I will make a deal with you Trixypixie, if stop misrepresenting Catholic teaching like you did here, i will start respecting your post. Please learn what purgator really is, PLEASE!



Incorrect. I have a copy of Luther’s translation. It is still in print. It still contains 74 books, just like it did in 1534.

Actually, James doesn’t. As for him wanting to remove it. You will need to provide a source, since his commentary, he praises it. He does question its authorship, as did many going back to Eusebius who, among others, rejected it.
It was not luther who named it and the other books you mentioned, antilagomena.

The KJV of 1611 contained then, too, as does the Bible on our lectern. There are numerous readings from them throughout the year.


I’ll try one more time. While I am on Earth if I follow the church’s teachings I have a chance to avoid purgatory and go straight to heaven. If I fail to live up to the teachings, rather than sending me to hell, my merciful god has a place called purgatory where I will be purged of my sins and made perfect as nothing that is not perfect may Heaven. I warrant hell yet I am given purgatory.
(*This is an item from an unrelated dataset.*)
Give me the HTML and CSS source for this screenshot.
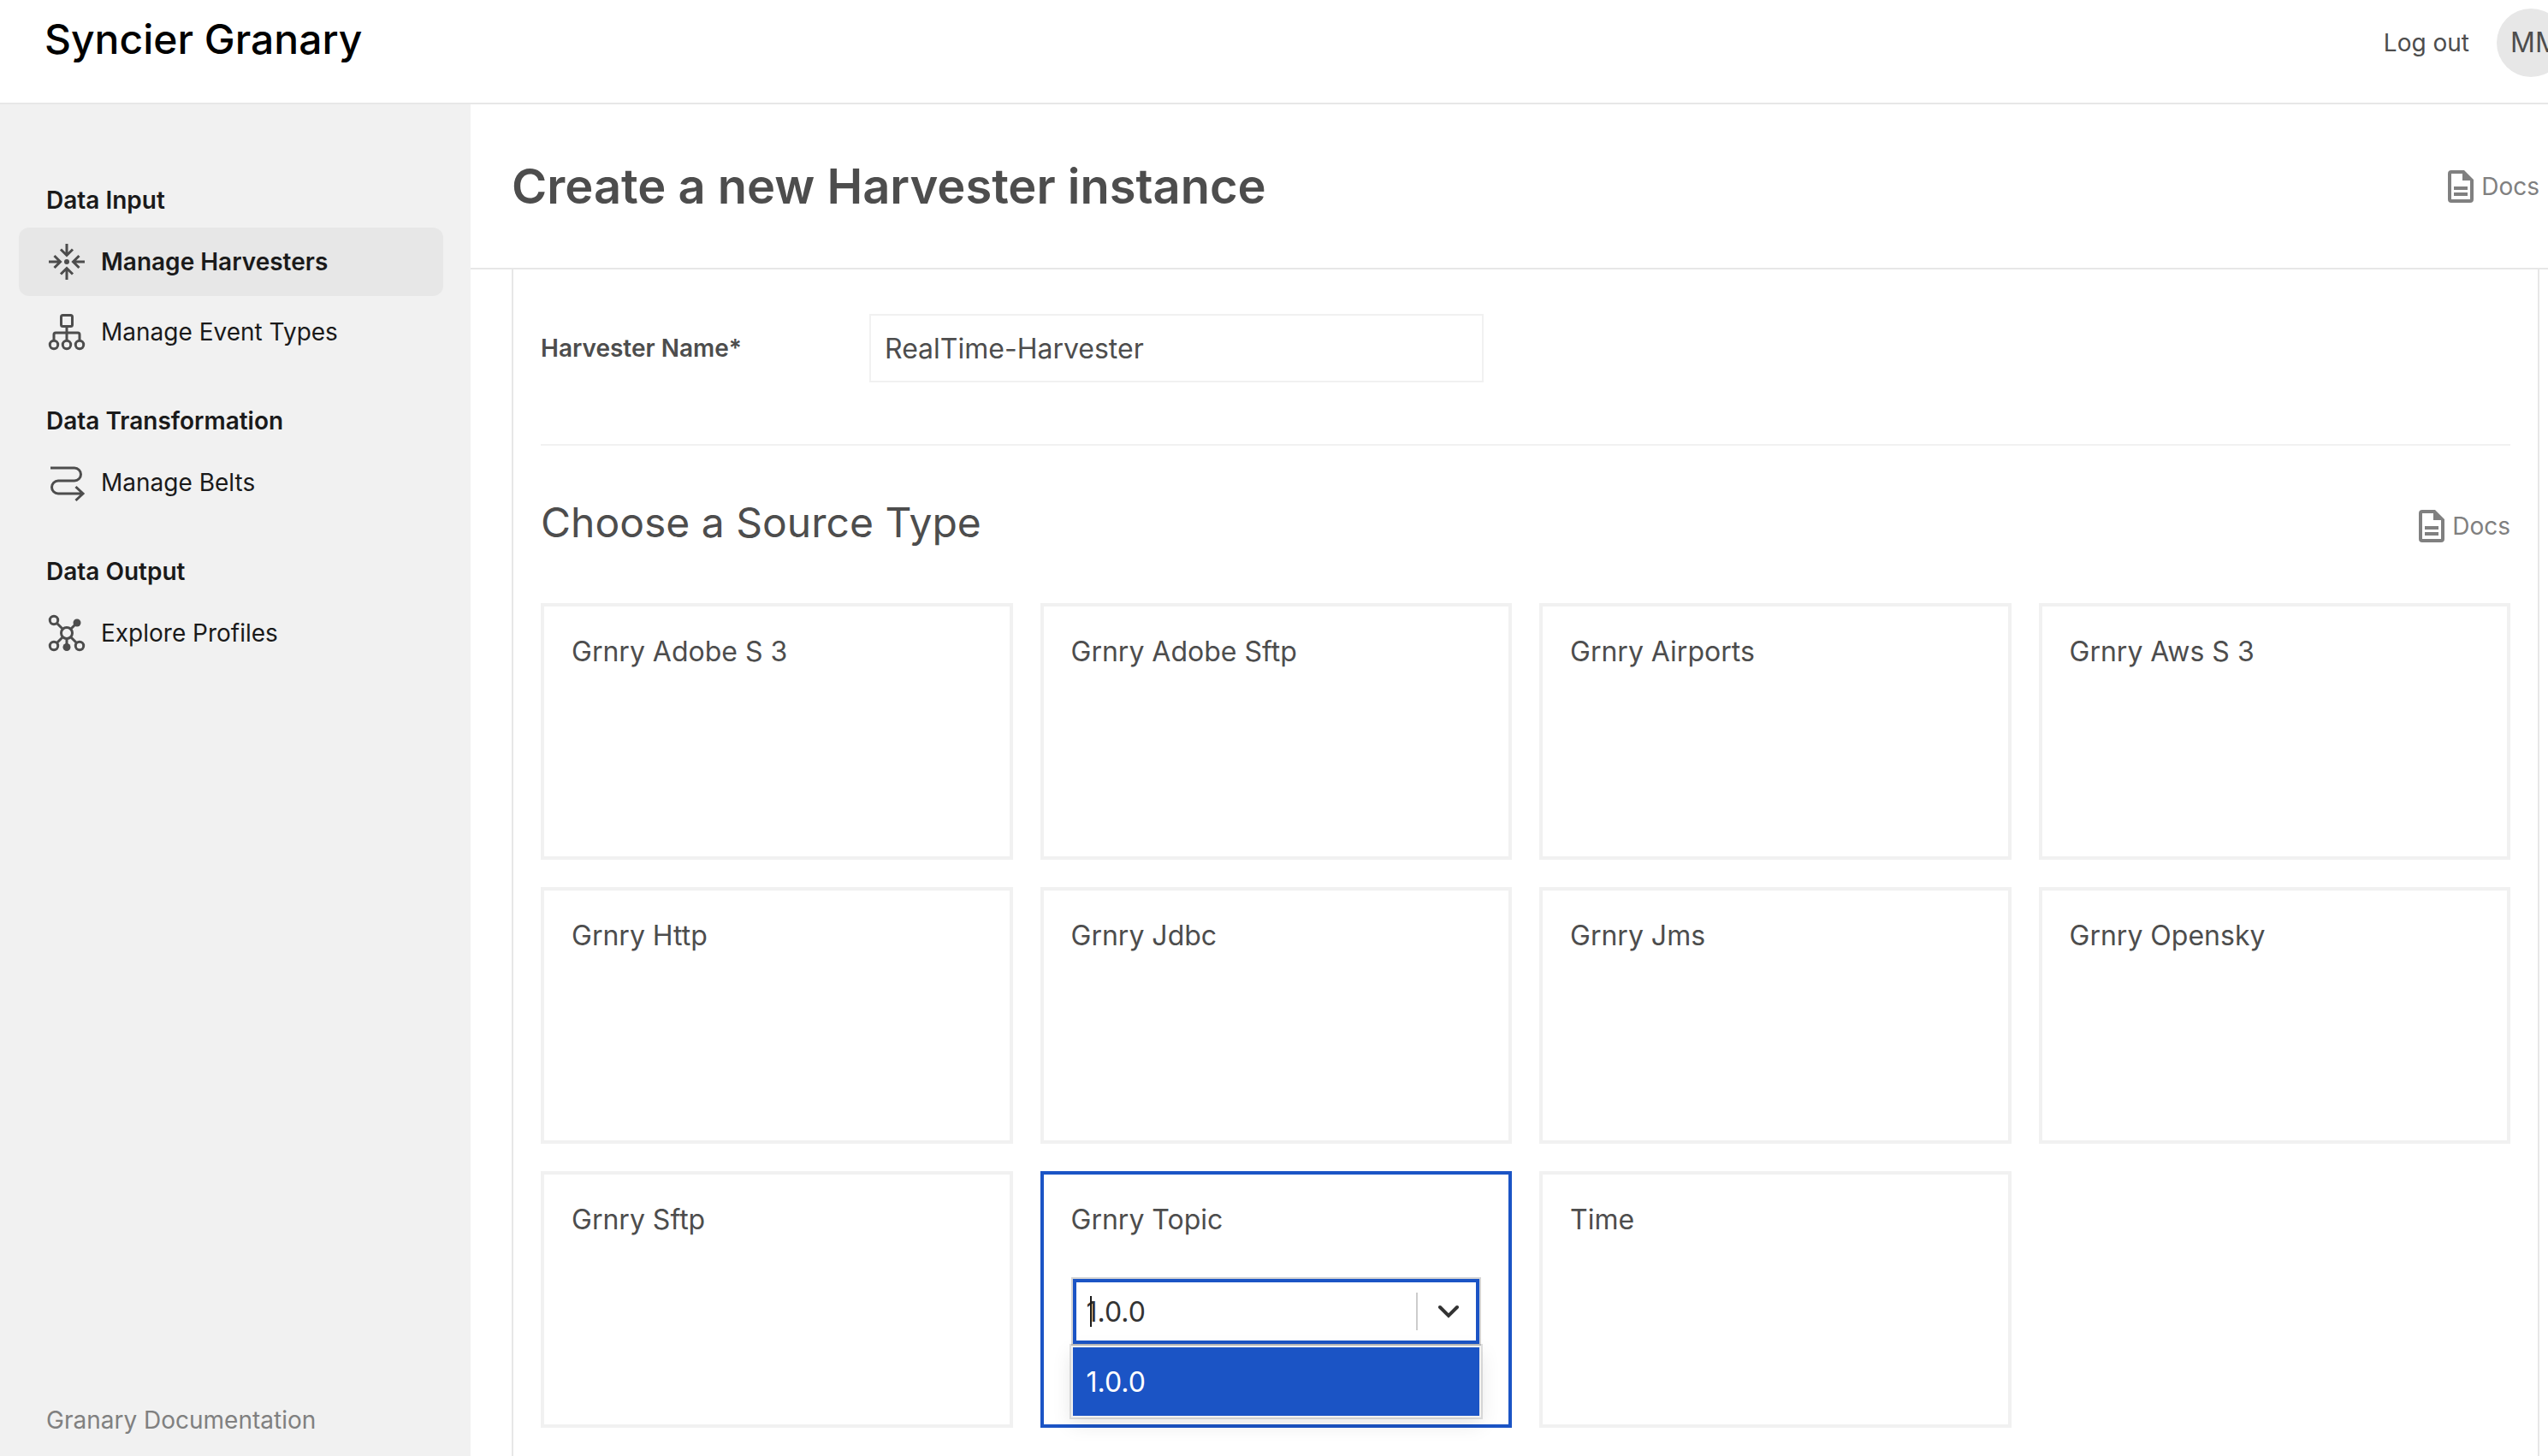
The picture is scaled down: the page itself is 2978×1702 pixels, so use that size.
FILE: index.html
```html
<!DOCTYPE html>
<html lang="en">
<head>
<meta charset="utf-8">
<title>Syncier Granary</title>
<link rel="stylesheet" href="styles.css">
</head>
<body>
<svg class="sprite" aria-hidden="true">
  <symbol id="icon-docs" viewBox="0 0 30 38">
    <path fill-rule="evenodd" d="M4 0H19L30 11V34a4 4 0 0 1-4 4H4a4 4 0 0 1-4-4V4a4 4 0 0 1 4-4ZM4 4V34H26V12H17V4ZM7 19H23V23H7ZM7 26H23V30H7Z"/>
  </symbol>
</svg>
<header class="topbar">
  <a class="brand" href="#">Syncier Granary</a>
  <div class="account">
    <button class="logout" type="button">Log out</button>
    <span class="avatar">MM</span>
  </div>
</header>
<div class="layout">
  <aside class="sidebar">
    <nav class="nav">
      <section class="nav-group">
        <h2 class="nav-title">Data Input</h2>
        <a class="nav-item nav-item-active" href="#">
          <svg class="nav-icon" viewBox="0 0 48 48"><circle class="solid" cx="24" cy="24" r="3"/><path d="M24 3V16M17 9.500L24 16.500L31 9.500M24 45V32M17 38.500L24 31.500L31 38.500M3 24H16M9.500 17L16.500 24L9.500 31M45 24H32M38.500 17L31.500 24L38.500 31"/></svg>
          Manage Harvesters
        </a>
        <a class="nav-item" href="#">
          <svg class="nav-icon" viewBox="0 0 48 48"><rect x="17.500" y="4.500" width="13" height="13" rx="2"/><path d="M24 17.500V33M9 33V27a2 2 0 0 1 2-2H37a2 2 0 0 1 2 2V33"/><circle cx="9" cy="39" r="4.700"/><circle cx="24" cy="39" r="4.700"/><circle cx="39" cy="39" r="4.700"/></svg>
          Manage Event Types
        </a>
      </section>
      <section class="nav-group">
        <h2 class="nav-title">Data Transformation</h2>
        <a class="nav-item" href="#">
          <svg class="nav-icon" viewBox="0 0 48 48"><path d="M5 7H33a7.500 7.500 0 0 1 0 15H14a7.500 7.500 0 0 0 0 15H43M34.500 29L43 37L34.500 45"/></svg>
          Manage Belts
        </a>
      </section>
      <section class="nav-group">
        <h2 class="nav-title">Data Output</h2>
        <a class="nav-item" href="#">
          <svg class="nav-icon" viewBox="0 0 48 48"><circle cx="24" cy="24" r="6.500"/><circle cx="9" cy="9" r="4.700"/><circle cx="9" cy="39" r="4.700"/><circle cx="39" cy="39" r="4.700"/><circle class="solid" cx="36" cy="12" r="4.500"/><circle class="solid" cx="24" cy="40.500" r="4.500"/><path d="M12.500 12.500L19.500 19.500M35 13L28.500 19.500M19.500 28.500L12.500 35.500M28.500 28.500L35.500 35.500M24 30.500V38"/></svg>
          Explore Profiles
        </a>
      </section>
    </nav>
    <a class="nav-footer" href="#">Granary Documentation</a>
  </aside>
  <main class="main">
    <div class="page-head">
      <h1 class="page-title">Create a new Harvester instance</h1>
      <a class="docs" href="#"><svg class="docs-icon"><use href="#icon-docs"/></svg>Docs</a>
    </div>
    <form class="panel">
      <div class="field">
        <label class="field-label" for="harvester-name">Harvester Name*</label>
        <input class="field-input" id="harvester-name" type="text" value="RealTime-Harvester">
      </div>
      <div class="section-head">
        <h2 class="section-title">Choose a Source Type</h2>
        <a class="docs" href="#"><svg class="docs-icon"><use href="#icon-docs"/></svg>Docs</a>
      </div>
      <div class="cards">
        <div class="card">Grnry Adobe S 3</div>
        <div class="card">Grnry Adobe Sftp</div>
        <div class="card">Grnry Airports</div>
        <div class="card">Grnry Aws S 3</div>
        <div class="card">Grnry Http</div>
        <div class="card">Grnry Jdbc</div>
        <div class="card">Grnry Jms</div>
        <div class="card">Grnry Opensky</div>
        <div class="card">Grnry Sftp</div>
        <div class="card card-selected">
          <label for="version">Grnry Topic</label>
          <div class="picker">
            <select class="picker-select" id="version"><option>1.0.0</option></select>
            <span class="picker-caret"></span>
            <span class="picker-arrow">
              <svg class="chevron" viewBox="0 0 24 16"><path d="M2 3L12 13L22 3"/></svg>
            </span>
            <ul class="picker-menu" role="listbox">
              <li class="picker-option" role="option" aria-selected="true">1.0.0</li>
            </ul>
          </div>
        </div>
        <div class="card">Time</div>
      </div>
    </form>
  </main>
</div>
</body>
</html>
```
FILE: styles.css
```css
* {
  box-sizing: border-box;
}

body {
  display: flex;
  flex-direction: column;
  height: 100vh;
  margin: 0;
  overflow: hidden;
  background: #fff;
  color: #4d4d4d;
  font-family: Inter, "Liberation Sans", sans-serif;
  font-size: 28px;
  line-height: 32px;
}

a {
  color: inherit;
  text-decoration: none;
}

h1,
h2,
ul {
  margin: 0;
  padding: 0;
}

.sprite {
  position: absolute;
  width: 0;
  height: 0;
}

/* Top bar */
.topbar {
  display: flex;
  flex: none;
  justify-content: space-between;
  height: 122px;
  padding-left: 52px;
  overflow: hidden;
  border-bottom: 2px solid #e7e7e7;
}

.brand {
  padding-top: 14px;
  color: #000;
  font-size: 48px;
  font-weight: 500;
  line-height: 64px;
}

.account {
  display: flex;
  align-items: center;
  gap: 32px;
  height: 80px;
  margin-top: 10px;
  margin-right: -20px;
}

.logout {
  padding: 0;
  border: 0;
  background: none;
  color: inherit;
  font: inherit;
}

.avatar {
  width: 80px;
  height: 80px;
  padding-left: 16px;
  border-radius: 50%;
  background: #e7e7e7;
  font-size: 32px;
  line-height: 80px;
}

.layout {
  display: flex;
  flex: 1;
  min-height: 0;
}

/* Sidebar */
.sidebar {
  display: flex;
  flex: none;
  flex-direction: column;
  justify-content: space-between;
  width: 550px;
  padding: 96px 32px 26px 22px;
  background: #f1f1f1;
  color: #1a1a1a;
}

.nav {
  display: flex;
  flex-direction: column;
  gap: 48px;
}

.nav-group {
  display: flex;
  flex-direction: column;
  gap: 2px;
}

.nav-title {
  margin-bottom: 14px;
  padding-left: 32px;
  font-size: 28px;
  font-weight: 600;
}

.nav-item {
  display: flex;
  align-items: center;
  gap: 16px;
  height: 80px;
  padding-left: 32px;
  border-radius: 12px;
}

.nav-item-active {
  background: #e7e7e7;
  font-weight: 600;
}

.nav-icon {
  width: 48px;
  height: 48px;
  fill: none;
  stroke: #4d4d4d;
  stroke-width: 3;
}

.nav-icon .solid {
  fill: #4d4d4d;
  stroke: none;
}

.nav-footer {
  padding-left: 32px;
  color: #808080;
}

/* Main column */
.main {
  display: flex;
  flex: 1;
  flex-direction: column;
  min-width: 0;
}

.page-head {
  display: flex;
  flex: none;
  align-items: center;
  justify-content: space-between;
  height: 193px;
  padding: 0 10px 0 48px;
  border-bottom: 2px solid #e7e7e7;
}

.page-title {
  font-size: 56px;
  font-weight: 600;
  line-height: 68px;
}

.docs {
  display: flex;
  align-items: center;
  gap: 9px;
  height: 60px;
  color: #808080;
}

.docs-icon {
  width: 30px;
  height: 38px;
  fill: #808080;
}

.panel {
  flex: 1;
  min-height: 0;
  margin: 0 10px 0 48px;
  padding: 52px 32px 0;
  border: solid #e7e7e7;
  border-width: 0 2px;
}

.field {
  display: flex;
  align-items: center;
  padding-bottom: 72px;
  border-bottom: 2px solid #f1f1f1;
}

.field-label {
  width: 384px;
  font-weight: 600;
}

.field-input {
  width: 718px;
  height: 80px;
  padding: 0 16px;
  border: 2px solid #f1f1f1;
  background: #fff;
  color: inherit;
  font: inherit;
  font-size: 32px;
}

.section-head {
  display: flex;
  align-items: flex-end;
  justify-content: space-between;
  padding: 56px 0 60px;
}

.section-title {
  font-size: 48px;
  font-weight: 400;
  line-height: 68px;
}

/* Source type cards */
.cards {
  display: grid;
  grid-template-columns: repeat(4, 1fr);
  grid-auto-rows: 300px;
  gap: 32px;
}

.card {
  display: flex;
  flex-direction: column;
  gap: 46px;
  padding: 32px;
  border: 4px solid #f1f1f1;
  font-size: 32px;
  line-height: 42px;
}

.card-selected {
  border-color: #1b54c5;
}

.picker {
  position: relative;
  height: 80px;
  border: 2px solid #d4d4d4;
  color: #333;
}

.picker-select {
  display: block;
  width: 100%;
  height: 76px;
  padding: 2px 12px 0;
  border: 4px solid #1b54c5;
  border-radius: 0;
  appearance: none;
  background: #fff;
  color: inherit;
  font: inherit;
}

.picker-caret {
  position: absolute;
  top: 20px;
  left: 20px;
  width: 2px;
  height: 36px;
  background: #1a1a1a;
}

.picker-arrow {
  position: absolute;
  top: 16px;
  right: 4px;
  display: grid;
  width: 70px;
  height: 44px;
  padding-left: 4px;
  place-items: center;
  border-left: 2px solid #ccc;
  pointer-events: none;
}

.chevron {
  width: 24px;
  height: 16px;
  fill: none;
  stroke: #333;
  stroke-linecap: round;
  stroke-width: 4;
}

.picker-menu {
  position: absolute;
  top: 100%;
  right: -2px;
  left: -2px;
  margin-top: 2px;
  border: 2px solid #f1f1f1;
  box-shadow: 0 0 0 2px rgba(0, 0, 0, 0.12), 0 8px 22px rgba(0, 0, 0, 0.1);
  list-style: none;
}

.picker-option {
  padding: 20px 16px 18px;
  background: #1b54c5;
  color: #fff;
}
```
Purgatory will be painful as it will rid me of myself and my sin. The pain will be worth it as in the end I will become what God wishes Which is far more than I can dream of in my current state. You are upset because I see it as a merciful second chance. I don’t view my trials as punishment. You’re quite mean. Your meanness blinds you to the fact that we are basically saying the same thing. The difference is that I see the suffering in purgatory as a mercy and you see it as a punishment. To explore God’s mercy please read sister faustina’s diary. I found it enlightening and so did St John Paul the Great.

I’m glad you agree with me, if only in part. And I as well agree with you…in part. Where we differ, based on our religious teachings I think, is that the comparison between G-d’s judgment and human judgment, while to an extent may be true, is ultimately a faulty one. This is because G-d’s judgment is infinitely merciful and His mercy is inextricably linked to His justice. I would even say G-d’s mercy is the core of His justice, so that even if we do not meet His standards of practicing the Law to its fullest, He understands and can/will forgive us our shortcomings, so long as we repent and strive toward improvement, gradually and incrementally. Insofar as the shedding of blood is concerned, I have addressed the Jewish position on this so many times that I don’t feel the need to rehash the same apologetic arguments, so I’m leaving this point aside.


Again, I am referring to the KJV which is recognized as the officially authorized Protestant Bible.

Yes, the 1611 KJV contained all the books. This was before they were removed. If you will do your research, you will find the books were gradually removed from later editions. Only in recent years, have Bible publishers returned them to various versions of the Protestant Bible, usually in the back rather than where they were originally.